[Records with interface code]
┄┄┄┄┄┄┄┄┄┄
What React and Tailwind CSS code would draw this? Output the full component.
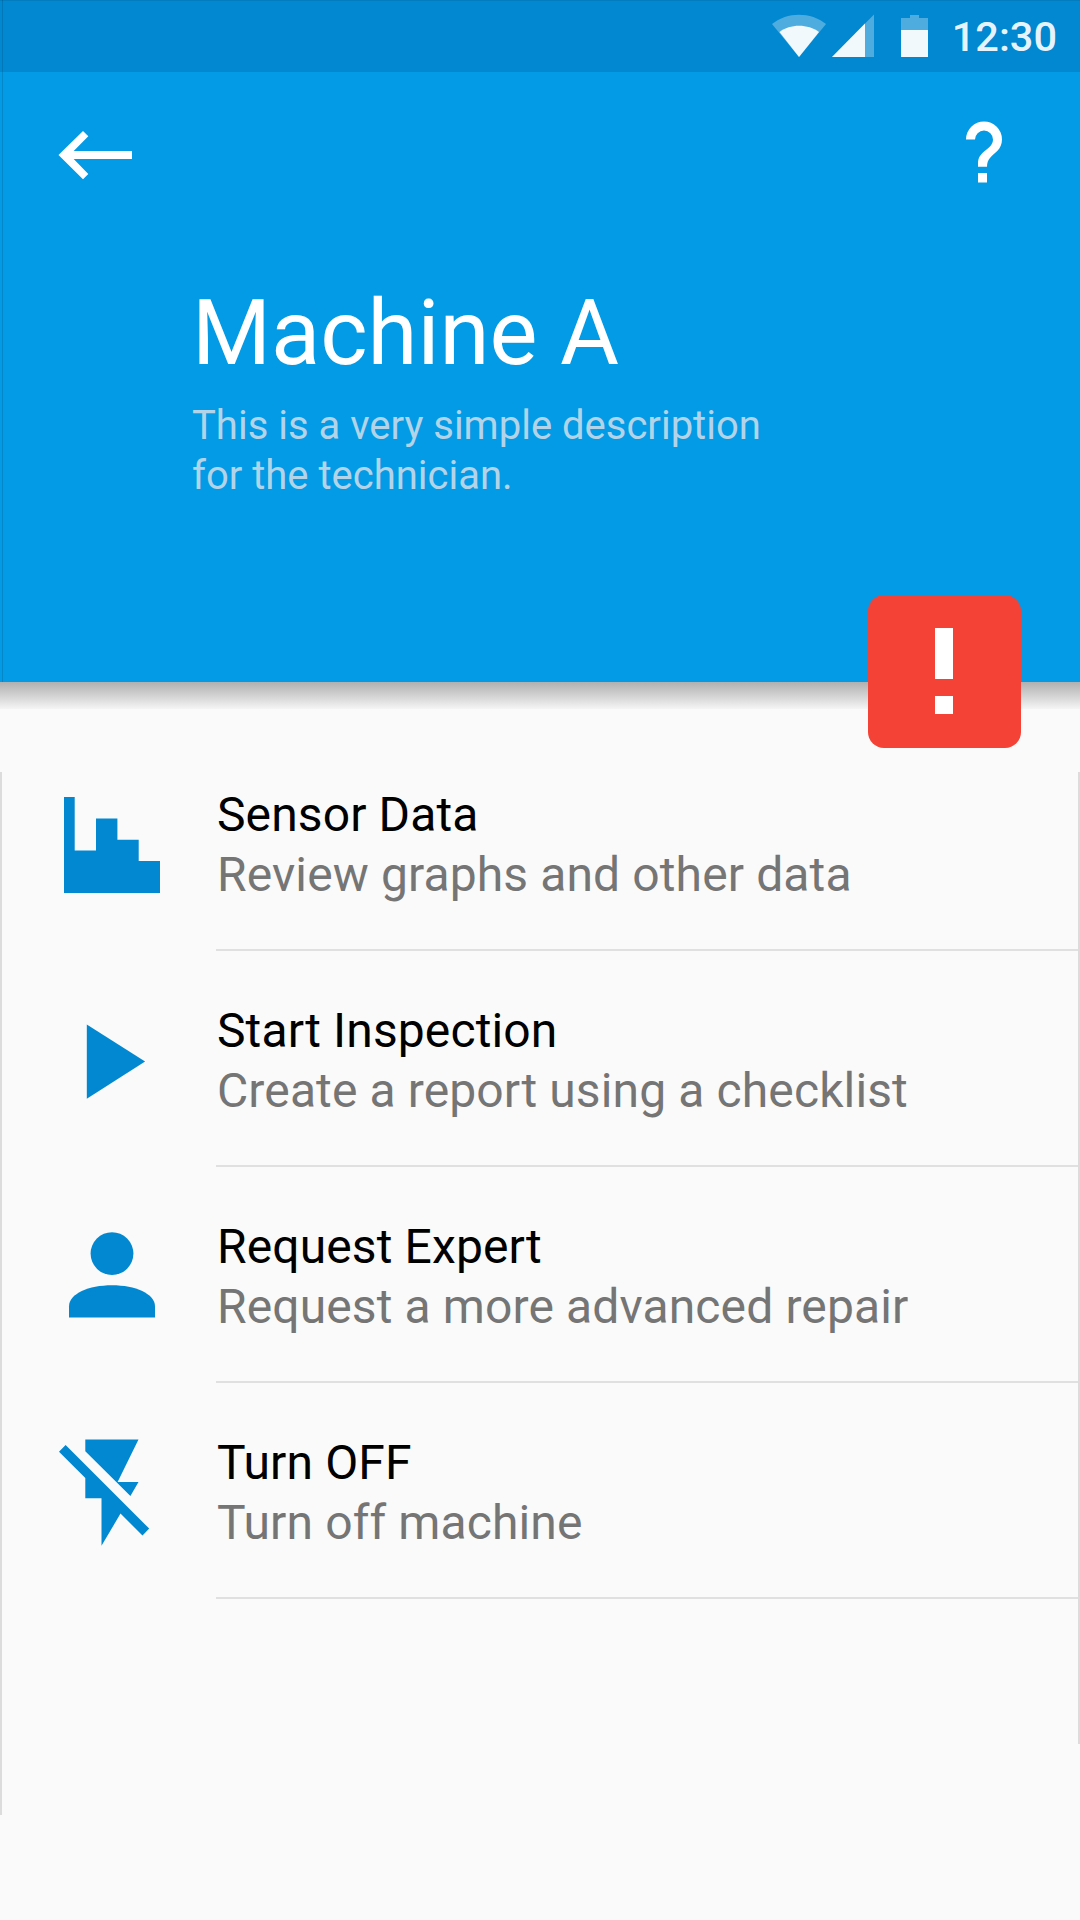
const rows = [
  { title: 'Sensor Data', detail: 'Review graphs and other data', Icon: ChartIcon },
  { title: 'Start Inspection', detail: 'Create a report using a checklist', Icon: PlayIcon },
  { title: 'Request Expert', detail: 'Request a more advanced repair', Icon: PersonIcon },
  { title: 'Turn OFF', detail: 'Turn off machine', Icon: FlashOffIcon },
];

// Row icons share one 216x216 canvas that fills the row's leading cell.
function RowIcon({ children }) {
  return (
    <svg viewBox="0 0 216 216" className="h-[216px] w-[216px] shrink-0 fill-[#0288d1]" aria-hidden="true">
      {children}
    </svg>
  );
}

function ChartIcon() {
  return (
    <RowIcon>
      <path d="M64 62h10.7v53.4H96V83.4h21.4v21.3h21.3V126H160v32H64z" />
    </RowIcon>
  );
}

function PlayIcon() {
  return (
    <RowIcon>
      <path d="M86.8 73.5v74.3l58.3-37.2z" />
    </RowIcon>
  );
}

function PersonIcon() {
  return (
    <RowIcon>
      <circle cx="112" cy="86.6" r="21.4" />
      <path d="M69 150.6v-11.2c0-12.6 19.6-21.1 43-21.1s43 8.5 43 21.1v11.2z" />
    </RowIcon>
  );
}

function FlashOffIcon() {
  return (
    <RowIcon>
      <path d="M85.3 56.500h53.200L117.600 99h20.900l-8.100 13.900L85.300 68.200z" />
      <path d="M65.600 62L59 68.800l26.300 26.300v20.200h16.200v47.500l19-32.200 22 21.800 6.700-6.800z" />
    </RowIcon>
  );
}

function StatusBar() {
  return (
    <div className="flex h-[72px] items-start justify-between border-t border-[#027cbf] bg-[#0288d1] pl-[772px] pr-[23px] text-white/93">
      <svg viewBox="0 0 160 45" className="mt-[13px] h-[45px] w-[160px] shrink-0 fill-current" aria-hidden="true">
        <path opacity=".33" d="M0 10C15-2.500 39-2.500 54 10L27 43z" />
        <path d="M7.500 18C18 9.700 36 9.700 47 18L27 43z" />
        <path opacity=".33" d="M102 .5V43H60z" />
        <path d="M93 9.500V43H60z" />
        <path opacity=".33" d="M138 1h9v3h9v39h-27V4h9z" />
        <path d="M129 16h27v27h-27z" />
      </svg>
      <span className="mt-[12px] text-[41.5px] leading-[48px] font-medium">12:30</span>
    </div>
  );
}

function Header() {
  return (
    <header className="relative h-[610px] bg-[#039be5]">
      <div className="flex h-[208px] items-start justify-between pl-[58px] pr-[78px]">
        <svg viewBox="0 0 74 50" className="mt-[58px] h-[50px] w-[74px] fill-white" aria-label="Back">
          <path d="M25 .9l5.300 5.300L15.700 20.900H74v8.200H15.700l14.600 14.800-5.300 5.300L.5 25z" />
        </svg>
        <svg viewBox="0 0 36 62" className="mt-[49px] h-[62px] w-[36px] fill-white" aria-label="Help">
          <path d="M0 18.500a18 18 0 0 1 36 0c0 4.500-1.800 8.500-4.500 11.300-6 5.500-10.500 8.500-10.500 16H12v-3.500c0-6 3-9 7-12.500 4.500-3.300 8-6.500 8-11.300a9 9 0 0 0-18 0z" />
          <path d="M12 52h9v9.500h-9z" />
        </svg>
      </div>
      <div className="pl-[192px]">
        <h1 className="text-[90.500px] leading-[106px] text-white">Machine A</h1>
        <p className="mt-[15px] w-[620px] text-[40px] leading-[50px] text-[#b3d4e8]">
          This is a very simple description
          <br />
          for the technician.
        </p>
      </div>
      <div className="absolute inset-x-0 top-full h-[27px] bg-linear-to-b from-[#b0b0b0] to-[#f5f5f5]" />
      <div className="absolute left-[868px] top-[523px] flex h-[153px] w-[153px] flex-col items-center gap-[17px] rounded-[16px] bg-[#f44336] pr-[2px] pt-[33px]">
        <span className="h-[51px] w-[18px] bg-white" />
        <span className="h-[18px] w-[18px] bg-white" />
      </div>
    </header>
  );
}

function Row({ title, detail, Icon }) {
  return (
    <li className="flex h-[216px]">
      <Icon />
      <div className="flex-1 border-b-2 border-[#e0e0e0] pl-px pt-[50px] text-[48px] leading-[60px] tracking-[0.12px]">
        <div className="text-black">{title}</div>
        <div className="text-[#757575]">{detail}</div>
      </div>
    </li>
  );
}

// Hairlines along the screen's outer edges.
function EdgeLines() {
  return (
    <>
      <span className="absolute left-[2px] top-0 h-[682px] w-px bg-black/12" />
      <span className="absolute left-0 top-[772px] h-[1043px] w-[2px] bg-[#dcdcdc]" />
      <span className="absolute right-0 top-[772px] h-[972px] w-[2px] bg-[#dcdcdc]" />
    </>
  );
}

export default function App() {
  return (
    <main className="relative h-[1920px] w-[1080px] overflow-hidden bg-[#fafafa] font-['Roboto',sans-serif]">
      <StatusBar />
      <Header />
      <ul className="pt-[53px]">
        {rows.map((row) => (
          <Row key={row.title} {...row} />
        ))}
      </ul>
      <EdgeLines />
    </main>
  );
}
┄┄┄┄┄┄┄┄┄┄
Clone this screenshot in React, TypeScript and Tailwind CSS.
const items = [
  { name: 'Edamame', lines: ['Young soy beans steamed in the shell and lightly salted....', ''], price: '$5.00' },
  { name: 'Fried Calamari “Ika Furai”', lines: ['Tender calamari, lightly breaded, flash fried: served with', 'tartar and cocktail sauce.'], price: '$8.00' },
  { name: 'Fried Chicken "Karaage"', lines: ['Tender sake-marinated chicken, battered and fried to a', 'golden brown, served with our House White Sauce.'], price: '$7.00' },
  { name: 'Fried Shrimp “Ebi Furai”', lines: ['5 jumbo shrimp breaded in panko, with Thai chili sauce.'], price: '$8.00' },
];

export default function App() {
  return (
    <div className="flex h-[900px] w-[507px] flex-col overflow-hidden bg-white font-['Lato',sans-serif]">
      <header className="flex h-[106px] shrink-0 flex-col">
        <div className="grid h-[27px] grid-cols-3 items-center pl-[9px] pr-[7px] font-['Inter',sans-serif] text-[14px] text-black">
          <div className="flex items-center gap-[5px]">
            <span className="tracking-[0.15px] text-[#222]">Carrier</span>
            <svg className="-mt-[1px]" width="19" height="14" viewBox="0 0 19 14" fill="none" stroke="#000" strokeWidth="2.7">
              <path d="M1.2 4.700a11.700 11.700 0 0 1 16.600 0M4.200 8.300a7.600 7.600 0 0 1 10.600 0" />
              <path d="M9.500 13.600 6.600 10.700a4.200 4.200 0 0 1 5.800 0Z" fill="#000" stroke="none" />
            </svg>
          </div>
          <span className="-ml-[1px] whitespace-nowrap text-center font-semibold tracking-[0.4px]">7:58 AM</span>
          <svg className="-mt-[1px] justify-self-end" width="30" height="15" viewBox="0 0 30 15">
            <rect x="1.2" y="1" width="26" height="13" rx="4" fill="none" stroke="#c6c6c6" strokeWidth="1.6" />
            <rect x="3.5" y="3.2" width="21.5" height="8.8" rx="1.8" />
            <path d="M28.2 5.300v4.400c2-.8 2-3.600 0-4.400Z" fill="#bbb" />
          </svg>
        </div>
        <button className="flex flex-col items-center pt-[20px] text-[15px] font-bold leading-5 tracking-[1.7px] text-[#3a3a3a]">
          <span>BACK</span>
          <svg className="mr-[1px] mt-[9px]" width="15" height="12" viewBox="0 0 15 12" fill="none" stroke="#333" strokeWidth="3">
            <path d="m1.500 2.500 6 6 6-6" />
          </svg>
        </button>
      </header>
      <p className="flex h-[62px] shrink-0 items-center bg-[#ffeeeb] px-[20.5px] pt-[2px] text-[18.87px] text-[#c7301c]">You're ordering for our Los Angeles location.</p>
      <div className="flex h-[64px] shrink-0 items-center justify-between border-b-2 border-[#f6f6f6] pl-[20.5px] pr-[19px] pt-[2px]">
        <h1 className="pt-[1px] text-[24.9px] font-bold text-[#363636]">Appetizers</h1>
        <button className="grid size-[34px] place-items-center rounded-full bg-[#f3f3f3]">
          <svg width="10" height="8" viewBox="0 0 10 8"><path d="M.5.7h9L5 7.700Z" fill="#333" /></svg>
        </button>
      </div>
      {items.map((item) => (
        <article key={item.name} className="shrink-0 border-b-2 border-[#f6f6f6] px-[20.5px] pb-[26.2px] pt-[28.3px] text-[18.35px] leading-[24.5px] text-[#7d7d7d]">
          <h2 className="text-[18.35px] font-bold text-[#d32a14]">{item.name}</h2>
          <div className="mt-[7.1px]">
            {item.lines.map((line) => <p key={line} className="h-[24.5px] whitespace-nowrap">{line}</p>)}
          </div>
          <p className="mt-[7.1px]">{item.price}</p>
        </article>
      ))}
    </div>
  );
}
┄┄┄┄┄┄┄┄┄┄
## WHAT IS NEEDED
Tally up the lines in the preceding listing that contain the string "Tailwind". Respond with the number and nothing else.

## TASK OUTPUT
2